GUVs as biomimetic systems to study pathogenic-related mechanisms of human parasites
Dr. Yunuen Avalos, BEST Cofund postdoc, Nanomalaria group, IBEC
Membrane models such as Giant Unilamellar Vesicles (GUVs) are a powerful tool for studying reactions occurring in living cells. The main advantage of using these biomimetic systems is the vast possibility of controlling the conditions such as membrane composition, surrounding media and temperature; therefore, minimizing the complexity occurring in normal circumstances and allowing us to understand the mechanism of the membrane-related reactions.

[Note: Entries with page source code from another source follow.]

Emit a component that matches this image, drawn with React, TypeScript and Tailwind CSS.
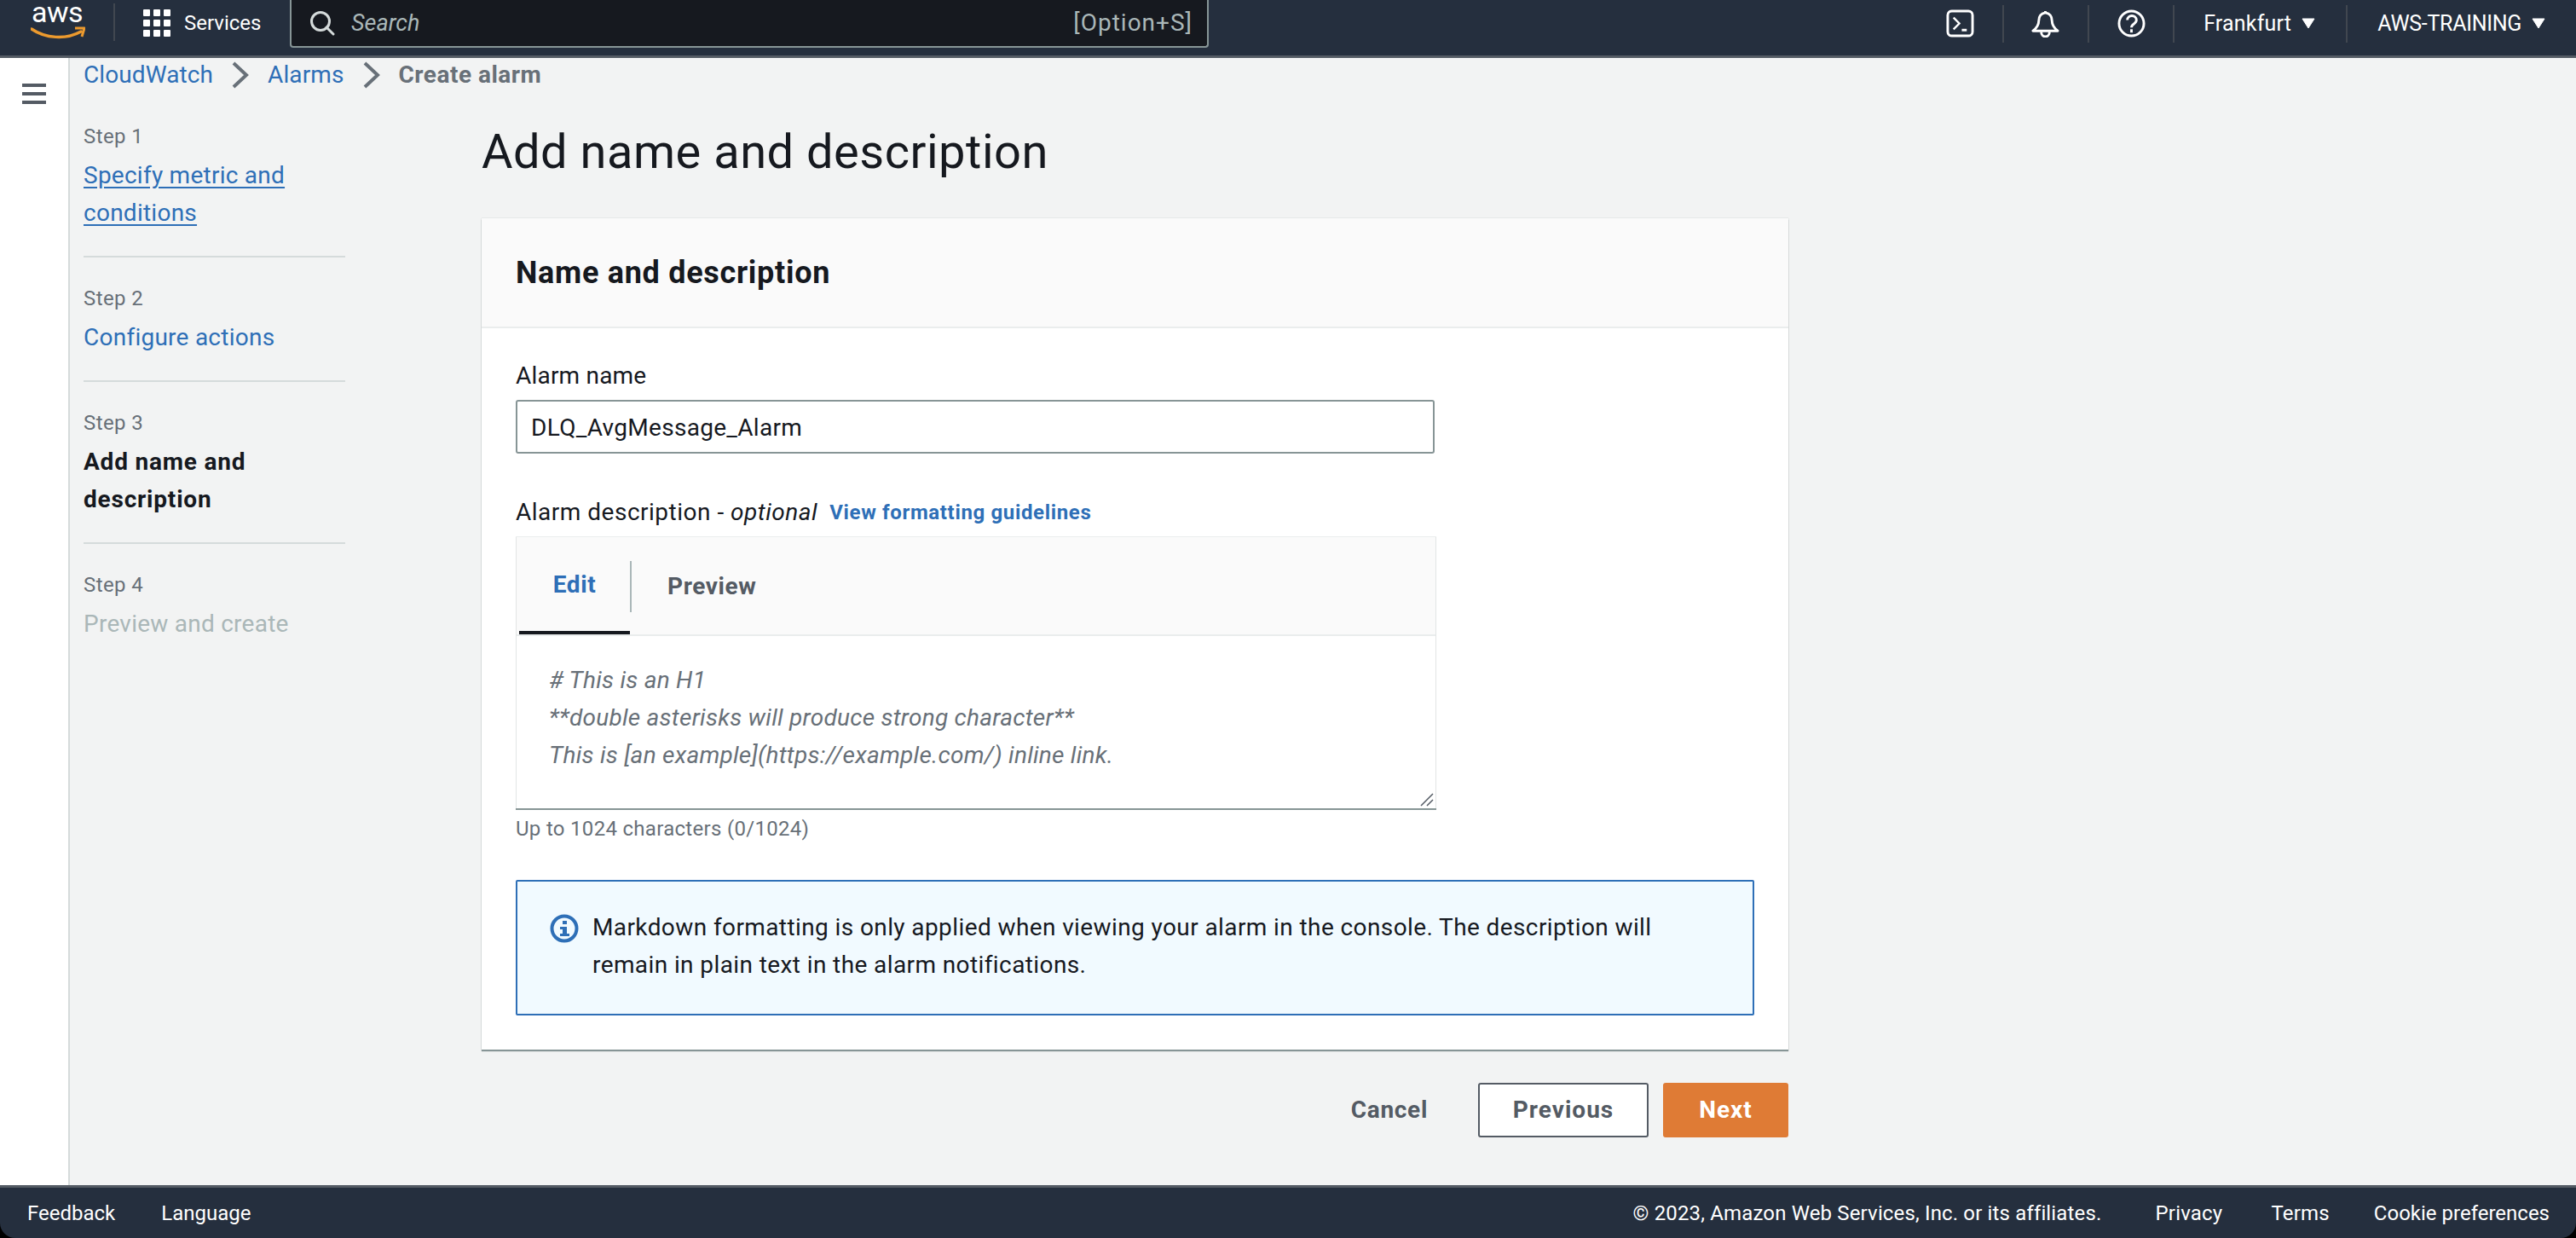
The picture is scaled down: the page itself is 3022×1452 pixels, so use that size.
import React from "react";

const Caret = () => (
  <svg width="16" height="13" viewBox="0 0 16 13" className="shrink-0">
    <path d="M1 1h14L8 12z" fill="#fff" stroke="#fff" strokeWidth="1" strokeLinejoin="round" />
  </svg>
);

const Chevron = () => (
  <svg width="20" height="32" viewBox="0 0 20 32" className="shrink-0">
    <path d="M2 2l15 14L2 30" fill="none" stroke="#687078" strokeWidth="4" />
  </svg>
);

const Sep = () => <div className="w-[2px] h-[44px] bg-[#414750] shrink-0" />;

function TopBar() {
  return (
    <header className="h-[68px] shrink-0 bg-[#252f3e] border-b-[3px] border-[#545b64] flex text-white">
      <div className="w-[133px] h-[50px] shrink-0 relative">
        <span className="absolute left-[37px] top-[2px] text-[34px] leading-[24px] tracking-[-0.5px]">aws</span>
        <svg width="64" height="16" viewBox="0 0 64 16" className="absolute left-[36px] top-[31px]">
          <path d="M1 3c16 11 40 13 58 3" fill="none" stroke="#ec9a2e" strokeWidth="3.5" strokeLinecap="round" />
          <path d="M52 2l11 0-3 10" fill="none" stroke="#ec9a2e" strokeWidth="3" strokeLinejoin="round" />
        </svg>
      </div>
      <div className="mt-[4px]"><Sep /></div>
      <div className="w-[205px] shrink-0 h-[55px] flex items-center pl-[33px] pb-[2px] gap-[16px]">
        <svg width="32" height="32" viewBox="0 0 32 32" fill="#fff" className="shrink-0">
          <rect x="0" y="0" width="8" height="8" rx="1" /><rect x="12" y="0" width="8" height="8" rx="1" /><rect x="24" y="0" width="8" height="8" rx="1" />
          <rect x="0" y="12" width="8" height="8" rx="1" /><rect x="12" y="12" width="8" height="8" rx="1" /><rect x="24" y="12" width="8" height="8" rx="1" />
          <rect x="0" y="24" width="8" height="8" rx="1" /><rect x="12" y="24" width="8" height="8" rx="1" /><rect x="24" y="24" width="8" height="8" rx="1" />
        </svg>
        <span className="text-[24px] leading-[32px]">Services</span>
      </div>
      <div className="w-[1078px] shrink-0 h-[56px] bg-[#16191f] border-x-2 border-b-2 border-[#879596] rounded-b-[4px] flex items-center pl-[21px] pr-[17px]">
        <svg width="30" height="30" viewBox="0 0 30 30" fill="none" stroke="#d5dbdb" strokeWidth="3" className="shrink-0">
          <circle cx="13" cy="13" r="10.5" /><path d="M20 20l8 8" strokeLinecap="round" />
        </svg>
        <span className="ml-[19px] italic text-[27px] text-[#aab7b8]">Search</span>
        <span className="ml-auto text-[28px] tracking-[1px] text-[#aab7b8]">[Option+S]</span>
      </div>
      <div className="flex-1 h-[55px] flex items-center justify-end pr-[36px]">
        <svg width="33" height="33" viewBox="0 0 34 34" fill="none" stroke="#fff" strokeWidth="3" className="shrink-0">
          <rect x="2" y="2" width="30" height="30" rx="5" /><path d="M9 10l7 7-7 7" strokeWidth="2.5" /><path d="M19 25h6" strokeWidth="3" />
        </svg>
        <div className="ml-[33px]"><Sep /></div>
        <svg width="33" height="33" viewBox="0 0 34 34" fill="none" stroke="#fff" strokeWidth="3" strokeLinejoin="round" className="ml-[32px] shrink-0">
          <path d="M17 2v2c-6 1-8 5-8 10 0 5-3 9-7 12h30c-4-3-7-7-7-12 0-5-2-9-8-10" /><path d="M12 27c0 8 10 8 10 0" />
        </svg>
        <div className="ml-[33px]"><Sep /></div>
        <svg width="33" height="33" viewBox="0 0 34 34" fill="none" stroke="#fff" strokeWidth="3" className="ml-[33px] shrink-0">
          <circle cx="17" cy="17" r="15" /><path d="M12 13c0-7 11-7 11 0 0 5-6 4-6 9" strokeWidth="3" /><path d="M17 24v4" />
        </svg>
        <div className="ml-[32px]"><Sep /></div>
        <span className="ml-[34px] text-[25px] tracking-[0.2px]">Frankfurt</span>
        <span className="ml-[12px]"><Caret /></span>
        <div className="ml-[36px]"><Sep /></div>
        <span className="ml-[35px] text-[25px] tracking-[-0.3px]">AWS-TRAINING</span>
        <span className="ml-[12px]"><Caret /></span>
      </div>
    </header>
  );
}

function Step({ n, children, last }: { n: number; children: React.ReactNode; last?: boolean }) {
  return (
    <div className={last ? "pt-[32px]" : "pt-[32px] pb-[28px] border-b-2 border-[#d5dbdb]"}>
      <div className="text-[24px] leading-[32px] tracking-[0.4px] text-[#687078]">Step {n}</div>
      <div className="mt-[8px] text-[28px] leading-[44px] tracking-[0.25px]">{children}</div>
    </div>
  );
}

function StepNav() {
  return (
    <nav className="w-[307px] shrink-0">
      <Step n={1}><a className="text-[#2e6fb7] underline underline-offset-[4px]">Specify metric and conditions</a></Step>
      <Step n={2}><a className="text-[#2e6fb7]">Configure actions</a></Step>
      <Step n={3}><span className="font-bold tracking-[0.8px] text-[#16191f]">Add name and description</span></Step>
      <Step n={4} last><span className="text-[#aab7b8]">Preview and create</span></Step>
    </nav>
  );
}

function DescriptionBox() {
  return (
    <div className="w-[1080px] h-[318px] mt-[7px] flex flex-col bg-white border-x border-[#e2e5e5] shadow-[0_2px_0_#879596,0_-1px_0_#eaeded] relative">
      <div className="h-[116px] shrink-0 bg-[#fafafa] border-b-2 border-[#eaeded] flex items-start pl-[3px] relative">
        <div className="w-[130px] h-[114px] border-b-4 border-[#16191f] flex items-center justify-center pt-[2px] text-[28px] font-bold tracking-[0.6px] text-[#2e6fb7]">Edit</div>
        <div className="w-[2px] h-[60px] bg-[#aab7b8] mt-[28px] shrink-0" />
        <div className="ml-[42px] h-[114px] flex items-center pt-[2px] text-[28px] font-bold tracking-[0.6px] text-[#545b64]">Preview</div>
      </div>
      <div className="pl-[38px] pt-[30px] text-[28px] leading-[44px] tracking-[0.25px] italic text-[#687078]">
        <div># This is an H1</div>
        <div>**double asterisks will produce strong character**</div>
        <div>This is [an example](https://example.com/) inline link.</div>
      </div>
      <svg width="16" height="16" viewBox="0 0 16 16" className="absolute right-[2px] bottom-[2px]">
        <path d="M1 15L15 1M8 15l7-7" stroke="#545b64" strokeWidth="1.5" />
      </svg>
    </div>
  );
}

function InfoAlert() {
  return (
    <div className="mt-[44px] w-[1453px] h-[159px] bg-[#f1faff] border-2 border-[#2e6fb7] rounded-[2px] flex pl-[38px] pr-[100px] pt-[32px]">
      <svg width="34" height="34" viewBox="0 0 34 34" className="shrink-0 mt-[6px]">
        <circle cx="17" cy="17" r="14.5" fill="none" stroke="#2e6fb7" strokeWidth="4" />
        <rect x="15" y="8" width="5" height="4" fill="#2e6fb7" />
        <path d="M12 15h8v8h3v3H12v-3h3v-5h-3z" fill="#2e6fb7" />
      </svg>
      <p className="ml-[16px] text-[28px] leading-[44px] tracking-[0.4px] text-[#16191f]">
        Markdown formatting is only applied when viewing your alarm in the console. The description will remain in plain text in the alarm notifications.
      </p>
    </div>
  );
}

function MainForm() {
  return (
    <main className="w-[1533px] shrink-0">
      <h1 className="text-[56px] leading-[72px] tracking-[0.5px] text-[#16191f] mt-[-8px]">Add name and description</h1>
      <section className="mt-[42px] h-[975px] bg-white shadow-[0_2px_1px_#879596,0_0_1px_#aab7b8]">
        <div className="h-[129px] bg-[#fafafa] border-b-2 border-[#eaeded] flex items-center pl-[40px]">
          <h2 className="text-[36px] font-bold tracking-[0.7px] text-[#16191f]">Name and description</h2>
        </div>
        <div className="pl-[40px] pt-[34px]">
          <div className="text-[28px] leading-[44px] tracking-[0.2px] text-[#16191f]">Alarm name</div>
          <div className="mt-[6px] w-[1078px] h-[63px] bg-white border-2 border-[#879596] rounded-[3px] flex items-center pl-[16px] pt-[3px] text-[28px] tracking-[0.3px] text-[#16191f]">DLQ_AvgMessage_Alarm</div>
          <div className="mt-[47px] flex items-center h-[44px]">
            <span className="text-[28px] tracking-[0.5px] text-[#16191f]">Alarm description - <i>optional</i></span>
            <a className="ml-[14px] text-[24px] font-bold tracking-[0.65px] text-[#2e6fb7]">View formatting guidelines</a>
          </div>
          <DescriptionBox />
          <div className="mt-[8px] text-[24px] leading-[32px] tracking-[0.3px] text-[#687078]">Up to 1024 characters (0/1024)</div>
          <InfoAlert />
        </div>
      </section>
      <div className="mt-[39px] flex items-center justify-end">
        <span className="text-[28px] font-bold tracking-[0.7px] text-[#545b64] mr-[59px]">Cancel</span>
        <button className="w-[200px] h-[64px] bg-white border-2 border-[#545b64] rounded-[3px] text-[28px] font-bold tracking-[1px] text-[#545b64]">Previous</button>
        <button className="ml-[17px] w-[147px] h-[64px] bg-[#df7b35] rounded-[3px] text-[28px] font-bold tracking-[1px] text-white">Next</button>
      </div>
    </main>
  );
}

function Footer() {
  return (
    <div className="bg-black shrink-0">
      <footer className="h-[62px] bg-[#252f3e] border-t-[3px] border-[#545b64] rounded-b-[18px] flex items-center pl-[32px] pr-[31px] text-[24px] text-white">
        <span>Feedback</span>
        <span className="ml-[54px]">Language</span>
        <span className="ml-auto tracking-[0.15px]">© 2023, Amazon Web Services, Inc. or its affiliates.</span>
        <span className="ml-[63px] tracking-[0.2px]">Privacy</span>
        <span className="ml-[57px] tracking-[0.2px]">Terms</span>
        <span className="ml-[52px]">Cookie preferences</span>
      </footer>
    </div>
  );
}

export default function App() {
  return (
    <div className="w-[3022px] h-[1452px] overflow-hidden flex flex-col bg-[#f2f3f3] font-['Roboto',sans-serif]">
      <TopBar />
      <div className="flex-1 flex min-h-0">
        <aside className="w-[82px] shrink-0 bg-white border-r-2 border-[#d5dbdb] pt-[30px] pl-[26px]">
          <svg width="28" height="24" viewBox="0 0 28 24" fill="#545b64">
            <rect width="28" height="4" /><rect y="10" width="28" height="4" /><rect y="20" width="28" height="4" />
          </svg>
        </aside>
        <div className="flex-1 pl-[16px]">
          <div className="h-[40px] flex items-center text-[28px] tracking-[0.1px]">
            <a className="text-[#2e6fb7]">CloudWatch</a>
            <span className="mx-[22px]"><Chevron /></span>
            <a className="text-[#2e6fb7]">Alarms</a>
            <span className="mx-[22px]"><Chevron /></span>
            <span className="font-bold tracking-[0.5px] text-[#687078]">Create alarm</span>
          </div>
          <div className="flex mt-[4px]">
            <StepNav />
            <div className="ml-[160px]"><div className="mt-[38px]"><MainForm /></div></div>
          </div>
        </div>
      </div>
      <Footer />
    </div>
  );
}
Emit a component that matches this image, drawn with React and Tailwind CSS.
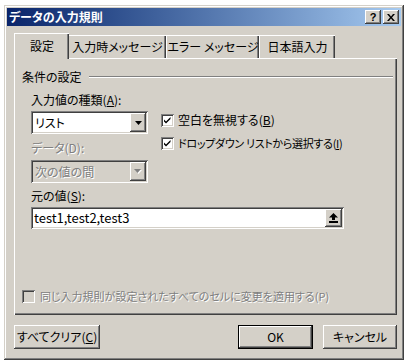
import React from "react";

const RAISED =
  "shadow-[inset_-1px_-1px_0_#404040,inset_1px_1px_0_#ffffff,inset_-2px_-2px_0_#808080,inset_2px_2px_0_#d4d0c8]";
const SUNKEN =
  "shadow-[inset_1px_1px_0_#808080,inset_-1px_-1px_0_#ffffff,inset_2px_2px_0_#404040,inset_-2px_-2px_0_#d4d0c8]";

function Check({ checked, disabled }) {
  return (
    <div
      className={`w-[13px] h-[13px] shrink-0 flex items-center justify-center ${SUNKEN} ${
        disabled ? "bg-[#d4d0c8]" : "bg-white"
      }`}
    >
      {checked && (
        <svg width="13" height="13" viewBox="0 0 13 13">
          <path d="M3 5.5 L5 7.5 L9.5 3 L9.5 5 L5 9.5 L3 7.5 Z" fill="#000" />
        </svg>
      )}
    </div>
  );
}

function DownArrow({ color = "#000" }) {
  return (
    <svg width="7" height="4" viewBox="0 0 7 4">
      <path d="M0 0 H7 L3.5 4 Z" fill={color} />
    </svg>
  );
}

function Select({ value, disabled }) {
  return (
    <div
      className={`w-[117px] h-[23px] flex items-center p-[2px] ${SUNKEN} ${
        disabled ? "bg-[#d4d0c8]" : "bg-white"
      }`}
    >
      <div
        className={`flex-1 pl-[2px] text-[12px] leading-[14px] whitespace-nowrap ${
          disabled ? "text-[#808080] [text-shadow:1px_1px_0_#fff]" : "text-black"
        }`}
      >
        {value}
      </div>
      <div className={`w-[16px] h-[19px] bg-[#d4d0c8] flex items-center justify-center ${RAISED}`}>
        {disabled ? (
          <svg width="8" height="5" viewBox="0 0 8 5">
            <path d="M1 1 H8 L4.5 5 Z" fill="#fff" />
            <path d="M0 0 H7 L3.5 4 Z" fill="#808080" />
          </svg>
        ) : (
          <DownArrow />
        )}
      </div>
    </div>
  );
}

function Button({ children, def, w }) {
  return (
    <div
      className={`${w} h-[24px] flex items-center justify-center whitespace-nowrap bg-[#d4d0c8] text-[12px] leading-[14px] text-black ${
        def
          ? "shadow-[inset_0_0_0_1px_#000,inset_-2px_-2px_0_#404040,inset_2px_2px_0_#ffffff,inset_-3px_-3px_0_#808080]"
          : RAISED
      }`}
    >
      {children}
    </div>
  );
}

const TAB =
  "h-[23px] bg-[#d4d0c8] border-t border-l border-white shadow-[inset_-1px_0_0_#404040,inset_-2px_0_0_#808080] flex items-center justify-center text-[12px] leading-[14px] text-black whitespace-nowrap";

export default function App() {
  return (
    <div className="w-[410px] h-[362px] bg-white overflow-hidden pt-[5px] pl-[4px] font-['Noto_Sans_CJK_JP',sans-serif] [font-feature-settings:'palt']">
      <div className="w-[400px] h-[355px] bg-[#d4d0c8] p-[3px] shadow-[inset_-1px_-1px_0_#404040,inset_1px_1px_0_#d4d0c8,inset_-2px_-2px_0_#808080,inset_2px_2px_0_#ffffff]">
        {/* Title bar */}
        <div className="h-[18px] bg-linear-to-r from-[#0a246a] to-[#a6caf0] flex items-center pl-[2px] pr-[2px]">
          <div className="flex-1 text-white font-bold text-[12px] leading-[14px] whitespace-nowrap">データの入力規則</div>
          <div className={`w-[16px] h-[14px] bg-[#d4d0c8] ${RAISED} flex items-center justify-center text-[11px] font-bold leading-none text-black font-['Liberation_Sans',sans-serif]`}>
            ?
          </div>
          <div className={`ml-[2px] w-[16px] h-[14px] bg-[#d4d0c8] ${RAISED} flex items-center justify-center`}>
            <svg width="8" height="7" viewBox="0 0 8 7">
              <path d="M0 0 H2 L4 2.5 L6 0 H8 L5 3.5 L8 7 H6 L4 4.5 L2 7 H0 L3 3.5 Z" fill="#000" />
            </svg>
          </div>
        </div>

        {/* Body */}
        <div className="ml-[7px] w-[383px] mt-[7px]">
          {/* Tabs */}
          <div className="flex items-end h-[25px] relative z-10">
            <div className="w-[55px] h-[26px] -mb-[1px] bg-[#d4d0c8] border-t border-l border-white shadow-[inset_-1px_0_0_#404040,inset_-2px_0_0_#808080] flex items-center justify-center text-[12px] leading-[14px] text-black pb-[1px]">
              設定
            </div>
            <div className={`w-[97px] ${TAB} border-l-0`}>入力時メッセージ</div>
            <div className={`w-[93px] ${TAB}`}>エラー メッセージ</div>
            <div className={`w-[76px] ${TAB}`}>日本語入力</div>
          </div>

          {/* Panel */}
          <div className="h-[257px] border-t border-l border-white shadow-[inset_-1px_-1px_0_#404040,inset_-2px_-2px_0_#808080] text-[12px] leading-[14px] text-black whitespace-nowrap">
            <div className="flex items-center pl-[7px] pr-[4px] pt-[11px]">
              <span>条件の設定</span>
              <div className="flex-1 ml-[7px] h-[2px] border-t border-[#808080] border-b border-b-white" />
            </div>

            <div className="pl-[16px] mt-[9px]">
              <div>入力値の種類(<span className="underline">A</span>):</div>
              <div className="flex mt-[4px]">
                <div className="flex flex-col">
                  <Select value="リスト" />
                  <div className="mt-[7px] text-[#808080] [text-shadow:1px_1px_0_#fff]">データ(D):</div>
                  <div className="mt-[5px]">
                    <Select value="次の値の間" disabled />
                  </div>
                </div>
                <div className="ml-[13px] flex flex-col pt-[2px]">
                  <div className="flex items-center">
                    <Check checked />
                    <span className="ml-[4px]">空白を無視する(<span className="underline">B</span>)</span>
                  </div>
                  <div className="flex items-center mt-[9px]">
                    <Check checked />
                    <span className="ml-[4px] text-[11px] tracking-[-0.3px]">ドロップダウン リストから選択する(<span className="underline">I</span>)</span>
                  </div>
                </div>
              </div>

              <div className="mt-[6px]">元の値(<span className="underline">S</span>):</div>
              <div className={`mt-[4px] w-[313px] h-[22px] bg-white flex items-center p-[2px] ${SUNKEN}`}>
                <div className="flex-1 pl-[1px] text-[13px] leading-[16px] [font-feature-settings:normal]">test1,test2,test3</div>
                <div className={`w-[17px] h-[18px] bg-[#d4d0c8] flex items-center justify-center ${RAISED}`}>
                  <svg width="9" height="10" viewBox="0 0 9 10">
                    <path d="M4.5 0 L9 4.5 H6 V7 H3 V4.5 H0 Z" fill="#000" />
                    <rect x="0" y="8" width="9" height="2" fill="#000" />
                  </svg>
                </div>
              </div>
            </div>

            <div className="flex items-center pl-[7px] mt-[60px]">
              <Check disabled />
              <span className="ml-[5px] text-[11px] text-[#808080] [text-shadow:1px_1px_0_#fff]">
                同じ入力規則が設定されたすべてのセルに変更を適用する(P)
              </span>
            </div>
          </div>

          {/* Buttons */}
          <div className="flex mt-[10px]">
            <Button w="w-[86px]">
              すべてクリア(<span className="underline">C</span>)
            </Button>
            <div className="flex-1" />
            <Button w="w-[75px]" def>
              OK
            </Button>
            <div className="w-[10px]" />
            <Button w="w-[74px]">キャンセル</Button>
          </div>
        </div>
      </div>
    </div>
  );
}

In this talk I will focus on the use of GUVs for the reconstitution of the Endosomal Sorting Complex Required for Transport (ESCRT) machinery whose transitory nature on living membranes makes it difficult to study via in vivo systems. The ESCRT machinery is involved in important membrane-remodeling processes in eukaryotes such as cytokinesis, virus budding, plasma membrane repair, neuron pruning, etc. In all of these reactions, the ESCRT machinery orchestrates the fusion of buds that forms away from the cytosol, contrary to the process regulated by clathrin-coated vesicles. In protozoan parasites such as Plasmodium facilparum and Entamoeba histolytica (causative agents of Malaria and Amebiasis, respectively), the ESCRT machinery controls processes involved in the pathogenic mechanisms, such as exosome generation for Plasmodium and endosome maturation in Entamoeba. By using GUVs as a model system, the action of the ESCRT machinery from these and other organisms has been successfully reconstituted. The GUVs system allowed us to unveil the assembly sequence and the function of the proteins at the membrane. Moreover, we have recreated the topology occurring in living cells by a femto-injection approach. The results derived from these experiments can be used to find new therapeutic targets for the eradication of these parasitic diseases.